About one-quarter of affected big and midsize North American life insurers already hedge exposure to VA guarantees that are linked to the performance of the stock market, and another 34% hope to do so in the next 12 months, according to a new survey report from Tillinghast-Towers Perrin, New York.

Researchers at the actuarial consulting firm have based the report on completed questionnaires from 36 life insurance company chief financial officers.

Business is better, and 40% of the CFOs say net income increased more than 10% between the first quarter of 2003 and the latest quarter.

But, after years of low stock prices, reinsurance problems and regulatory scrutiny, life insurance company CFOs continue to push for improvements in risk and capital management. Although 48% of the CFOs cite regulatory changes as an important factor driving reform and 55% cite financial reporting issues, 71% of the CFOs admit that heat from the rating agencies has caught their attention.

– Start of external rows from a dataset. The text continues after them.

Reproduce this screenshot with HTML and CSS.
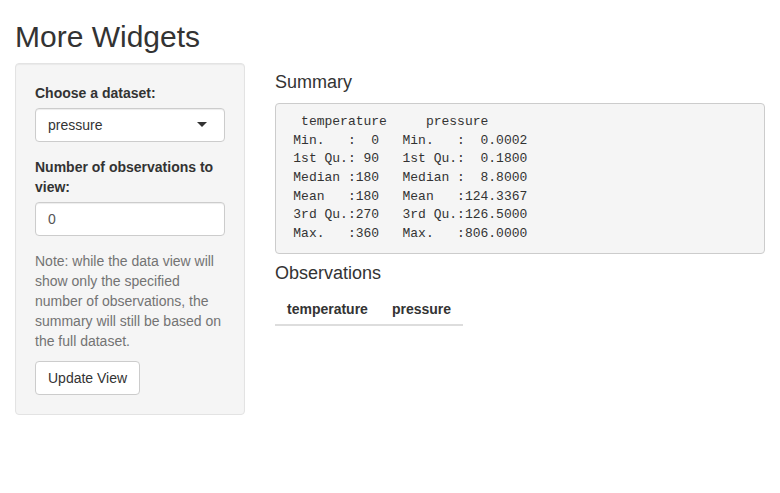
FILE: index.html
```
<!DOCTYPE html>
<html>
<head>
<meta charset="utf-8">
<link rel="stylesheet" href="styles.css">
</head>
<body>
<div class="container">
  <h2 class="title">More Widgets</h2>
  <div class="row">
    <div class="col-side">
      <form class="well">
        <div class="form-group">
          <label class="control-label">Choose a dataset:</label>
          <div class="selectize-input"><span class="item">pressure</span><span class="caret"></span></div>
        </div>
        <div class="form-group">
          <label class="control-label">Number of observations to view:</label>
          <div class="form-control">0</div>
        </div>
        <span class="help-block">Note: while the data view will show only the specified number of observations, the summary will still be based on the full dataset.</span>
        <button type="button" class="btn">Update View</button>
      </form>
    </div>
    <div class="col-main">
      <h4>Summary</h4>
      <pre class="summary">  temperature     pressure       
 Min.   :  0   Min.   :  0.0002  
 1st Qu.: 90   1st Qu.:  0.1800  
 Median :180   Median :  8.8000  
 Mean   :180   Mean   :124.3367  
 3rd Qu.:270   3rd Qu.:126.5000  
 Max.   :360   Max.   :806.0000  </pre>
      <h4>Observations</h4>
      <table class="obs-table">
        <thead>
          <tr><th>temperature</th><th>pressure</th></tr>
        </thead>
        <tbody></tbody>
      </table>
    </div>
  </div>
</div>
</body>
</html>
```

FILE: styles.css
```
* { box-sizing: border-box; }
html, body { margin: 0; padding: 0; background: #fff; }
body {
  font-family: "Liberation Sans", Arial, sans-serif;
  font-size: 14px;
  line-height: 1.42857143;
  color: #333;
}
.container { padding: 0 15px; }
.title {
  font-size: 30px;
  font-weight: 500;
  line-height: 1.1;
  margin: 20px 0 10px;
}
.row { display: flex; margin: 0 -15px; }
.col-side { flex: 0 0 33.3333%; padding: 0 15px; }
.col-main { flex: 0 0 66.6667%; padding: 0 15px; }
.well {
  display: block;
  background: #f5f5f5;
  border: 1px solid #e3e3e3;
  border-radius: 4px;
  box-shadow: inset 0 1px 1px rgba(0,0,0,.05);
  padding: 19px;
  margin-bottom: 20px;
}
.form-group { margin-bottom: 15px; }
.control-label {
  display: inline-block;
  font-weight: bold;
  margin-bottom: 5px;
}
.selectize-input {
  position: relative;
  height: 34px;
  padding: 6px 12px;
  border: 1px solid #ccc;
  border-radius: 4px;
  background: #fff;
  box-shadow: inset 0 1px 1px rgba(0,0,0,.075);
  line-height: 20px;
  color: #333;
}
.caret {
  position: absolute;
  top: 50%;
  right: 17px;
  margin-top: -3px;
  width: 0;
  height: 0;
  border-style: solid;
  border-width: 5px 5px 0 5px;
  border-color: #333 transparent transparent transparent;
}
.form-control {
  height: 34px;
  padding: 6px 12px;
  border: 1px solid #ccc;
  border-radius: 4px;
  background: #fff;
  box-shadow: inset 0 1px 1px rgba(0,0,0,.075);
  line-height: 20px;
  color: #555;
}
.help-block {
  display: block;
  margin: 5px 0 10px;
  color: #737373;
}
.btn {
  display: inline-block;
  font-family: inherit;
  font-size: 14px;
  line-height: 1.42857143;
  padding: 6px 12px;
  color: #333;
  background: #fff;
  border: 1px solid #ccc;
  border-radius: 4px;
  margin: 0;
}
h4 {
  font-size: 18px;
  font-weight: 500;
  line-height: 1.1;
  margin: 10px 0;
}
.summary {
  display: block;
  margin: 0 0 10px;
  padding: 9.5px;
  font-family: "Liberation Mono", "Courier New", monospace;
  font-size: 13px;
  line-height: 1.42857143;
  color: #333;
  background: #f5f5f5;
  border: 1px solid #ccc;
  border-radius: 4px;
  white-space: pre;
  overflow: hidden;
}
.obs-table {
  border-collapse: collapse;
  border-spacing: 0;
  margin-bottom: 20px;
}
.obs-table th {
  text-align: left;
  font-weight: bold;
  padding: 5px 12px;
  border-bottom: 2px solid #ddd;
  line-height: 1.42857143;
}
```
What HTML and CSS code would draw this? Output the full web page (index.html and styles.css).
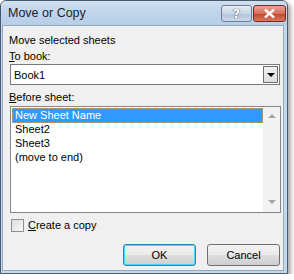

More than 40% of the CFOs surveyed work for life insurers that have sold variable products with guarantees, and those insurers face especially big changes.

Two-thirds of the insurers that have sold variable products with guarantees have completed or now are conducting scenario testing to prepare for the proposed C-3 Phase II regulation of investment guarantees, Tillinghast says.

The National Association of Insurance Commissioners, Kansas City, Mo., expects to approve the C-3 Phase II model later this year.

The C-3 Phase II regulation would set additional capital requirements for all companies selling variable annuities that come with guarantees.

The amount of capital required to support living benefits sold with variable products will increase up to 6 times current levels, if no risk-management actions are taken, Tillinghast predicts.

Using futures contracts, options, derivatives and other financial instruments to hedge portfolios can be complicated and expensive.

But, because VA living benefits are popular and VA guarantee reinsurance is scarce, “hedging the risk is becoming more attractive,” says Hubert Mueller, a Tillinghast principal.